DATASET EXTRACT:
————

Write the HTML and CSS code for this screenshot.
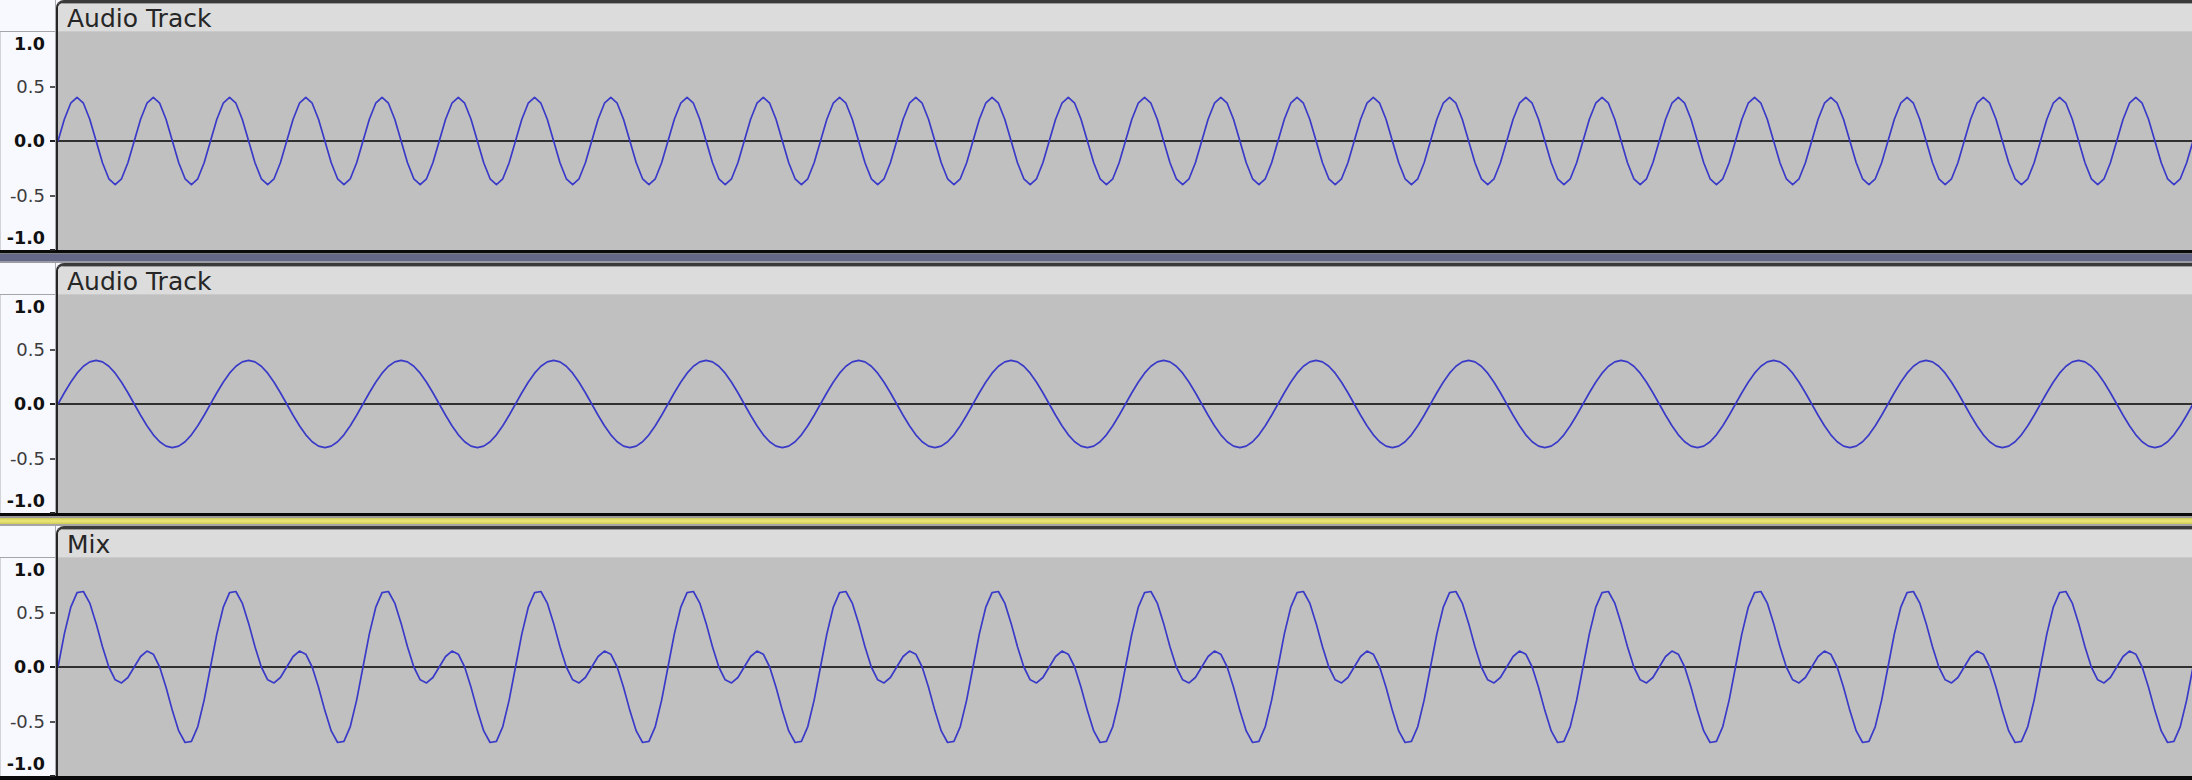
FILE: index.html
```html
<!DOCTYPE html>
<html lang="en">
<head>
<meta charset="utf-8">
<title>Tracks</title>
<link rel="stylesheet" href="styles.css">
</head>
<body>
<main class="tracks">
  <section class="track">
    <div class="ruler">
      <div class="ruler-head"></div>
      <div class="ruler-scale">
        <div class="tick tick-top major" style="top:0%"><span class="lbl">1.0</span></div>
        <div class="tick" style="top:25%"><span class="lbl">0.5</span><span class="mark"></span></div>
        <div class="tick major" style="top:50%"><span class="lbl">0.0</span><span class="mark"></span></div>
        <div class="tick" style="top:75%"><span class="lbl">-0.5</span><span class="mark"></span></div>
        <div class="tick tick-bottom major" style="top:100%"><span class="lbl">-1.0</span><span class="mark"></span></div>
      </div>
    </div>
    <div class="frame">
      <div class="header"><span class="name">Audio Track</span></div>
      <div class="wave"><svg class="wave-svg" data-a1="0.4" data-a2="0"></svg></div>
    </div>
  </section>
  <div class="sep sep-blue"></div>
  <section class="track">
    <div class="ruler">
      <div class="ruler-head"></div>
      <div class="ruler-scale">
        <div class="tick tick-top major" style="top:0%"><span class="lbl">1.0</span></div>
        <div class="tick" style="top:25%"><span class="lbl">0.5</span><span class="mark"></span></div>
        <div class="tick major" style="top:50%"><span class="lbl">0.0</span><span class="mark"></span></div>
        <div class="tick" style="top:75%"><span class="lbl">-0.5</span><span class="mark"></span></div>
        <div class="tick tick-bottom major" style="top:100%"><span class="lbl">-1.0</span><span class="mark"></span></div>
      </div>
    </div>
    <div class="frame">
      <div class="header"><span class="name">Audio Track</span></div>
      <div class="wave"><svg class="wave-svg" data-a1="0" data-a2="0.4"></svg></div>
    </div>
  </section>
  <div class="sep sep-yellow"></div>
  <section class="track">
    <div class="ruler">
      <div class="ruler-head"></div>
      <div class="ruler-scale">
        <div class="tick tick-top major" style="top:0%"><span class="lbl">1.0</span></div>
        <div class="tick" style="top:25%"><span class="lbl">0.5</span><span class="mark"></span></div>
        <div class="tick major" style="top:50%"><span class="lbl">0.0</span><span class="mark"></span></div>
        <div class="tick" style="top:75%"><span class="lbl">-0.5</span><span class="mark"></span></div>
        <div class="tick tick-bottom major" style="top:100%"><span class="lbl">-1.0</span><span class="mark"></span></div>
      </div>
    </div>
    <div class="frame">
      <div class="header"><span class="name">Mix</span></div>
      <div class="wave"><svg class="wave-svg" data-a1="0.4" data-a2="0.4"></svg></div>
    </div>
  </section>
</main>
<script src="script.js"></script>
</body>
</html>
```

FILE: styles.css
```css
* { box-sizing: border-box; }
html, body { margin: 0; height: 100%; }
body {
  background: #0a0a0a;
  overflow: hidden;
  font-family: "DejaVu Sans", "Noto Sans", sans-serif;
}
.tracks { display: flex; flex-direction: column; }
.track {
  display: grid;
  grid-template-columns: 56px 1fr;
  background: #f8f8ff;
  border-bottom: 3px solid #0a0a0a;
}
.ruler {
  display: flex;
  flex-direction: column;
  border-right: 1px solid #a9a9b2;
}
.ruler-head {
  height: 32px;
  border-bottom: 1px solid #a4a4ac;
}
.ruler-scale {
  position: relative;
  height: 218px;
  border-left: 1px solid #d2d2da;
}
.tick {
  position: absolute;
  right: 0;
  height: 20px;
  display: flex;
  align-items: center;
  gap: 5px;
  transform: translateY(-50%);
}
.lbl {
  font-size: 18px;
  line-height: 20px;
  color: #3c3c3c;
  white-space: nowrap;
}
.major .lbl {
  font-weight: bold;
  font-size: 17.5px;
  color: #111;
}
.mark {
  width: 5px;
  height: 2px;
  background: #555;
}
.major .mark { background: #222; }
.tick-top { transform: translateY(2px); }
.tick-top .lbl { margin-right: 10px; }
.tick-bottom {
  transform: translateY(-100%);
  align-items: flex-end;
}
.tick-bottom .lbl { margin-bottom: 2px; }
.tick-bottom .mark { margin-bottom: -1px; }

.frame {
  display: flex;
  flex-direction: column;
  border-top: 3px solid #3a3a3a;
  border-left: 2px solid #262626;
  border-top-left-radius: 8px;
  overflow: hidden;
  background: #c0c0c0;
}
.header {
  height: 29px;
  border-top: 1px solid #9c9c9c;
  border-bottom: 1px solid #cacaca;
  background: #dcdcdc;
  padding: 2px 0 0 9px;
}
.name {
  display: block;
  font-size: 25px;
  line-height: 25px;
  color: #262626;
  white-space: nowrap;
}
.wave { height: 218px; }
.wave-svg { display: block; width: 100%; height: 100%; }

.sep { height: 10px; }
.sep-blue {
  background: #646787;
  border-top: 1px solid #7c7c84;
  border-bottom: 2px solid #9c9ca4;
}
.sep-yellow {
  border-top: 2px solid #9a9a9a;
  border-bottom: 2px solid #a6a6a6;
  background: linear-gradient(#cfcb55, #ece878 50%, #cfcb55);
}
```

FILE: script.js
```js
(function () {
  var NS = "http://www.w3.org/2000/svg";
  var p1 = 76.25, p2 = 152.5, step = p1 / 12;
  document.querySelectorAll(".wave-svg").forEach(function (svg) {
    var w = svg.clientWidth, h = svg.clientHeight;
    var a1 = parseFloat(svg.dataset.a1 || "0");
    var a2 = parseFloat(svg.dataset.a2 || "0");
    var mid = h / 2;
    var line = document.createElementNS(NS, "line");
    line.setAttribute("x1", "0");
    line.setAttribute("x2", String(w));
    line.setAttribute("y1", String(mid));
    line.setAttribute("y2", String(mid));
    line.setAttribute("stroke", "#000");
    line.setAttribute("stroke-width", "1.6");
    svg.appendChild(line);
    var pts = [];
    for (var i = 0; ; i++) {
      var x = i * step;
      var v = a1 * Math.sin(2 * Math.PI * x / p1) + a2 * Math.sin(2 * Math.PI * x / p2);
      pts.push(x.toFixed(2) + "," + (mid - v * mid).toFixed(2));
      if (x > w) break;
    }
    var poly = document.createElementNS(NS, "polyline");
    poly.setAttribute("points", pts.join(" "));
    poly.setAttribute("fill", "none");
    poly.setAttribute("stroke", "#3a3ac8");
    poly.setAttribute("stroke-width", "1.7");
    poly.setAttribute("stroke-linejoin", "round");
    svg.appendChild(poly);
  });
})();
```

————

OBJECTIVE: Using the material above, return every line exactly as it appears, minus the pictures.

CORRECT RESPONSE:
Write the HTML and CSS code for this screenshot.
FILE: index.html
```html
<!DOCTYPE html>
<html lang="en">
<head>
<meta charset="utf-8">
<title>Tracks</title>
<link rel="stylesheet" href="styles.css">
</head>
<body>
<main class="tracks">
  <section class="track">
    <div class="ruler">
      <div class="ruler-head"></div>
      <div class="ruler-scale">
        <div class="tick tick-top major" style="top:0%"><span class="lbl">1.0</span></div>
        <div class="tick" style="top:25%"><span class="lbl">0.5</span><span class="mark"></span></div>
        <div class="tick major" style="top:50%"><span class="lbl">0.0</span><span class="mark"></span></div>
        <div class="tick" style="top:75%"><span class="lbl">-0.5</span><span class="mark"></span></div>
        <div class="tick tick-bottom major" style="top:100%"><span class="lbl">-1.0</span><span class="mark"></span></div>
      </div>
    </div>
    <div class="frame">
      <div class="header"><span class="name">Audio Track</span></div>
      <div class="wave"><svg class="wave-svg" data-a1="0.4" data-a2="0"></svg></div>
    </div>
  </section>
  <div class="sep sep-blue"></div>
  <section class="track">
    <div class="ruler">
      <div class="ruler-head"></div>
      <div class="ruler-scale">
        <div class="tick tick-top major" style="top:0%"><span class="lbl">1.0</span></div>
        <div class="tick" style="top:25%"><span class="lbl">0.5</span><span class="mark"></span></div>
        <div class="tick major" style="top:50%"><span class="lbl">0.0</span><span class="mark"></span></div>
        <div class="tick" style="top:75%"><span class="lbl">-0.5</span><span class="mark"></span></div>
        <div class="tick tick-bottom major" style="top:100%"><span class="lbl">-1.0</span><span class="mark"></span></div>
      </div>
    </div>
    <div class="frame">
      <div class="header"><span class="name">Audio Track</span></div>
      <div class="wave"><svg class="wave-svg" data-a1="0" data-a2="0.4"></svg></div>
    </div>
  </section>
  <div class="sep sep-yellow"></div>
  <section class="track">
    <div class="ruler">
      <div class="ruler-head"></div>
      <div class="ruler-scale">
        <div class="tick tick-top major" style="top:0%"><span class="lbl">1.0</span></div>
        <div class="tick" style="top:25%"><span class="lbl">0.5</span><span class="mark"></span></div>
        <div class="tick major" style="top:50%"><span class="lbl">0.0</span><span class="mark"></span></div>
        <div class="tick" style="top:75%"><span class="lbl">-0.5</span><span class="mark"></span></div>
        <div class="tick tick-bottom major" style="top:100%"><span class="lbl">-1.0</span><span class="mark"></span></div>
      </div>
    </div>
    <div class="frame">
      <div class="header"><span class="name">Mix</span></div>
      <div class="wave"><svg class="wave-svg" data-a1="0.4" data-a2="0.4"></svg></div>
    </div>
  </section>
</main>
<script src="script.js"></script>
</body>
</html>
```

FILE: styles.css
```css
* { box-sizing: border-box; }
html, body { margin: 0; height: 100%; }
body {
  background: #0a0a0a;
  overflow: hidden;
  font-family: "DejaVu Sans", "Noto Sans", sans-serif;
}
.tracks { display: flex; flex-direction: column; }
.track {
  display: grid;
  grid-template-columns: 56px 1fr;
  background: #f8f8ff;
  border-bottom: 3px solid #0a0a0a;
}
.ruler {
  display: flex;
  flex-direction: column;
  border-right: 1px solid #a9a9b2;
}
.ruler-head {
  height: 32px;
  border-bottom: 1px solid #a4a4ac;
}
.ruler-scale {
  position: relative;
  height: 218px;
  border-left: 1px solid #d2d2da;
}
.tick {
  position: absolute;
  right: 0;
  height: 20px;
  display: flex;
  align-items: center;
  gap: 5px;
  transform: translateY(-50%);
}
.lbl {
  font-size: 18px;
  line-height: 20px;
  color: #3c3c3c;
  white-space: nowrap;
}
.major .lbl {
  font-weight: bold;
  font-size: 17.5px;
  color: #111;
}
.mark {
  width: 5px;
  height: 2px;
  background: #555;
}
.major .mark { background: #222; }
.tick-top { transform: translateY(2px); }
.tick-top .lbl { margin-right: 10px; }
.tick-bottom {
  transform: translateY(-100%);
  align-items: flex-end;
}
.tick-bottom .lbl { margin-bottom: 2px; }
.tick-bottom .mark { margin-bottom: -1px; }

.frame {
  display: flex;
  flex-direction: column;
  border-top: 3px solid #3a3a3a;
  border-left: 2px solid #262626;
  border-top-left-radius: 8px;
  overflow: hidden;
  background: #c0c0c0;
}
.header {
  height: 29px;
  border-top: 1px solid #9c9c9c;
  border-bottom: 1px solid #cacaca;
  background: #dcdcdc;
  padding: 2px 0 0 9px;
}
.name {
  display: block;
  font-size: 25px;
  line-height: 25px;
  color: #262626;
  white-space: nowrap;
}
.wave { height: 218px; }
.wave-svg { display: block; width: 100%; height: 100%; }

.sep { height: 10px; }
.sep-blue {
  background: #646787;
  border-top: 1px solid #7c7c84;
  border-bottom: 2px solid #9c9ca4;
}
.sep-yellow {
  border-top: 2px solid #9a9a9a;
  border-bottom: 2px solid #a6a6a6;
  background: linear-gradient(#cfcb55, #ece878 50%, #cfcb55);
}
```

FILE: script.js
```js
(function () {
  var NS = "http://www.w3.org/2000/svg";
  var p1 = 76.25, p2 = 152.5, step = p1 / 12;
  document.querySelectorAll(".wave-svg").forEach(function (svg) {
    var w = svg.clientWidth, h = svg.clientHeight;
    var a1 = parseFloat(svg.dataset.a1 || "0");
    var a2 = parseFloat(svg.dataset.a2 || "0");
    var mid = h / 2;
    var line = document.createElementNS(NS, "line");
    line.setAttribute("x1", "0");
    line.setAttribute("x2", String(w));
    line.setAttribute("y1", String(mid));
    line.setAttribute("y2", String(mid));
    line.setAttribute("stroke", "#000");
    line.setAttribute("stroke-width", "1.6");
    svg.appendChild(line);
    var pts = [];
    for (var i = 0; ; i++) {
      var x = i * step;
      var v = a1 * Math.sin(2 * Math.PI * x / p1) + a2 * Math.sin(2 * Math.PI * x / p2);
      pts.push(x.toFixed(2) + "," + (mid - v * mid).toFixed(2));
      if (x > w) break;
    }
    var poly = document.createElementNS(NS, "polyline");
    poly.setAttribute("points", pts.join(" "));
    poly.setAttribute("fill", "none");
    poly.setAttribute("stroke", "#3a3ac8");
    poly.setAttribute("stroke-width", "1.7");
    poly.setAttribute("stroke-linejoin", "round");
    svg.appendChild(poly);
  });
})();
```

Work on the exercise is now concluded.